A nonprofit organization’s success is measured in its productivity. Nonprofits that drag feet and fail to produce tangible results towards fulfilling their mission may struggle to fund their operations. There ways to improve productivity within a nonprofit, however, including the following.
Multitasking may sound like an efficient way to complete tasks, but it usually backfires by lowering workers’ productivity levels. According to The New York Times, the brain is biologically wired to focus on a single task. When a nonprofit worker attempts to perform multiple tasks simultaneously, his or her concentration, memory retention and other cognitive skill markers plunge. To promote a productive working environment, nonprofit workers should avoid multitasking and, instead, focus on a single task at once.
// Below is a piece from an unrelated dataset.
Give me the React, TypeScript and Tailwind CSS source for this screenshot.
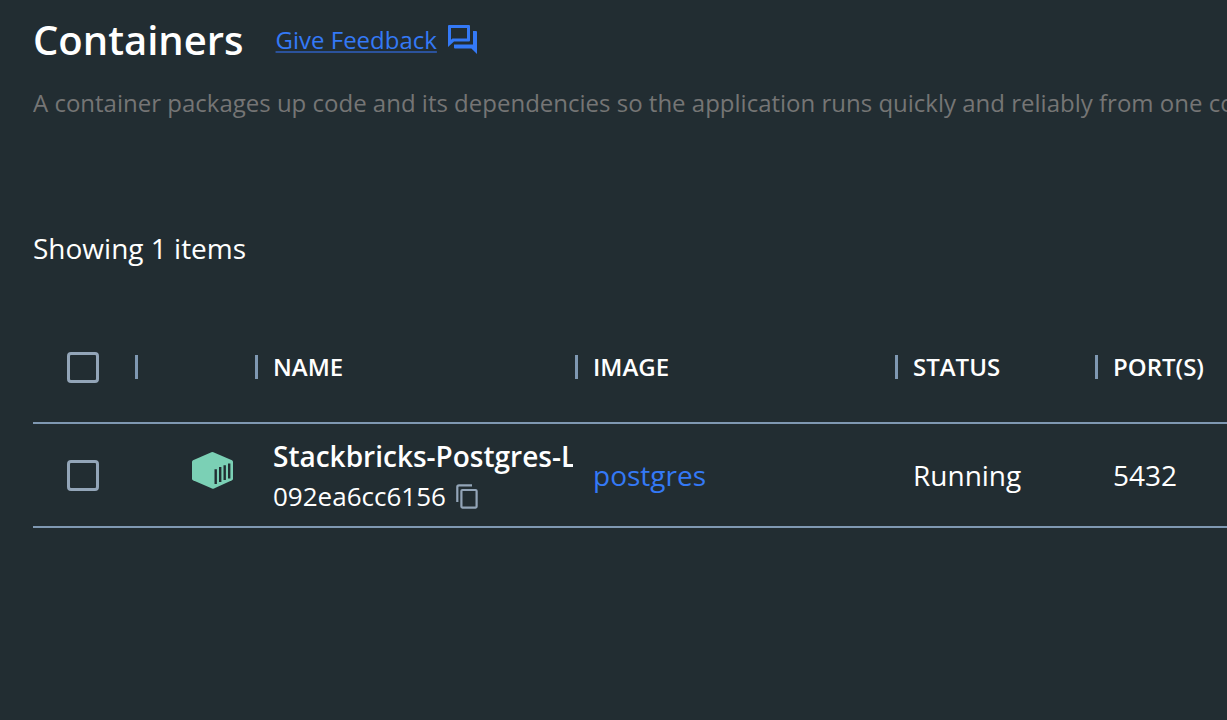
import React from "react";

const columns = ["NAME", "IMAGE", "STATUS", "PORT(S)"];

const containers = [
  {
    id: "092ea6cc6156",
    name: "Stackbricks-Postgres-L",
    image: "postgres",
    status: "Running",
    ports: "5432",
  },
];

function FeedbackIcon() {
  return (
    <svg viewBox="0 0 29 29" className="mb-[2px] size-[29px] shrink-0 fill-[#3479f6]" aria-hidden="true">
      <path
        fillRule="evenodd"
        d="M1 0H21Q22 0 22 1V15.4Q22 16.4 21 16.4H6L0 22V1Q0 0 1 0ZM3 3V14.8L4.4 13.4H19V3Z"
      />
      <path d="M25 6H28Q29 6 29 7V29L23.4 23.4H7Q6 23.4 6 22.4V19.4H25Z" />
    </svg>
  );
}

function ContainerIcon() {
  return (
    <svg viewBox="0 0 41 37" className="block h-[37px] w-[41px]" aria-hidden="true">
      <path
        fill="#7bd0b5"
        d="M19.4.3Q20.4-.1 21.4.3L40 8.3Q41 8.8 41 9.8V26.8Q41 27.8 40 28.3L22 36.6Q21 37 20 36.6L1 28.3Q0 27.8 0 26.8V9.8Q0 8.8 1 8.3Z"
      />
      <path
        stroke="#222d32"
        strokeWidth="2.4"
        d="M23.7 17.2V32M28.2 15V30M32.7 13.2V28M37.2 11.6V26.4"
      />
    </svg>
  );
}

function CopyIcon() {
  return (
    <svg viewBox="0 0 22 25" className="block h-[25px] w-[22px] fill-none stroke-[#93a5b8]" strokeWidth="2.2" aria-hidden="true">
      <path d="M16 1.3H3Q1.3 1.3 1.3 3V18" />
      <rect x="5.4" y="6" width="15.2" height="17.6" rx="1" />
    </svg>
  );
}

function Checkbox({ label }: { label: string }) {
  return (
    <input
      type="checkbox"
      aria-label={label}
      className="ml-[34px] block h-[31px] w-8 appearance-none rounded-[4px] border-[3px] border-[#93a5b8] checked:bg-[#93a5b8]"
    />
  );
}

function Divider() {
  return <span className="ml-[2px] block h-6 w-[3px] bg-[#7f98b2]" />;
}

export default function App() {
  return (
    <main className="min-h-screen overflow-hidden bg-[#222d32] pt-3 pl-[33px] font-['Open_Sans',sans-serif] text-white">
      <header className="flex h-14 items-center">
        <h1 className="text-[40px] leading-[56px] font-semibold">Containers</h1>
        <a
          href="#feedback"
          className="ml-8 flex items-center gap-[11px] text-2xl text-[#3479f6]"
        >
          <span className="underline decoration-[#2b529c] decoration-2 underline-offset-2">Give Feedback</span>
          <FeedbackIcon />
        </a>
      </header>
      <p className="mt-[19px] overflow-hidden text-2xl whitespace-nowrap text-[#757575]">
        A container packages up code and its dependencies so the application runs quickly and reliably from one
        computing environment to another.
      </p>
      <p className="mt-[109px] text-[28px] leading-10">Showing 1 items</p>

      <table className="mt-11 w-full table-fixed border-collapse text-left">
        <colgroup>
          <col className="w-[100px]" />
          <col className="w-[120px]" />
          <col className="w-[320px]" />
          <col className="w-[320px]" />
          <col className="w-[200px]" />
          <col />
        </colgroup>
        <thead>
          <tr className="h-[111px] border-b-2 border-[#7f98b2]">
            <th className="p-0">
              <Checkbox label="Select all containers" />
            </th>
            <th className="p-0">
              <Divider />
            </th>
            {columns.map((title) => (
              <th key={title} className="p-0 text-2xl font-semibold">
                <div className="flex items-center gap-[15px]">
                  <Divider />
                  {title}
                </div>
              </th>
            ))}
          </tr>
        </thead>
        <tbody>
          {containers.map((item) => (
            <tr key={item.id} className="h-[104px] border-b-2 border-[#7f98b2] text-[28px]">
              <td className="p-0">
                <Checkbox label={`Select ${item.name}`} />
              </td>
              <td className="p-0 pb-[10px] pl-[59px]">
                <ContainerIcon />
              </td>
              <td className="p-0 pt-[2px] pl-5">
                <div className="overflow-hidden leading-10 font-semibold whitespace-nowrap">{item.name}</div>
                <div className="flex items-center gap-[10px] text-[26px] leading-10">
                  {item.id}
                  <button type="button" aria-label="Copy container ID">
                    <CopyIcon />
                  </button>
                </div>
              </td>
              <td className="p-0 pl-5">
                <a href="#image" className="text-[#3479f6]">
                  {item.image}
                </a>
              </td>
              <td className="p-0 pl-5">{item.status}</td>
              <td className="p-0 pl-5">{item.ports}</td>
            </tr>
          ))}
        </tbody>
      </table>
    </main>
  );
}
Even if state laws don’t require it, nonprofit workers should be given regular breaks. Fatigue is one of the leading causes of low productivity in the workplace. According to Safety+Health Magazine, fatigued workers cost the business for whom they work nearly $2,000 in lost productivity. If a nonprofit has five fatigued workers, that’s $10,000 in lost productivity. While this report focuses on for-profit businesses, worker fatigue affects nonprofits in the same way.
It’s not uncommon for nonprofit owners and executives to juggle a half-dozen or more tasks each day. An executive director, for instance, may recruit workers, manage fundraising campaigns, reach out to local communities and ensure regulatory compliance. Rather than selecting a random task, though, nonprofit owners and executive should start with the most important first, after which they work on the second-most important task. Prioritizing tasks improves productivity by making the most of workers’ time.
Focus on Mission Statement
Nonprofits should invest the majority of their time and resources towards achieving their mission statement. After all, this is the fundamental purpose for which nonprofits are created. Organizations that divert valuable resources away from their mission statement will experience lower productivity levels and less success than their counterparts.
There’s no guarantee of success when running a nonprofit. Like for-profit businesses, some nonprofits will close their doors. However, owners and executives can increase their organization’s chances of success by fostering a productive working environment. From prioritizing tasks and not multitasking to allowing breaks and focusing on the mission statement, there are several ways for nonprofits to improve their productivity levels.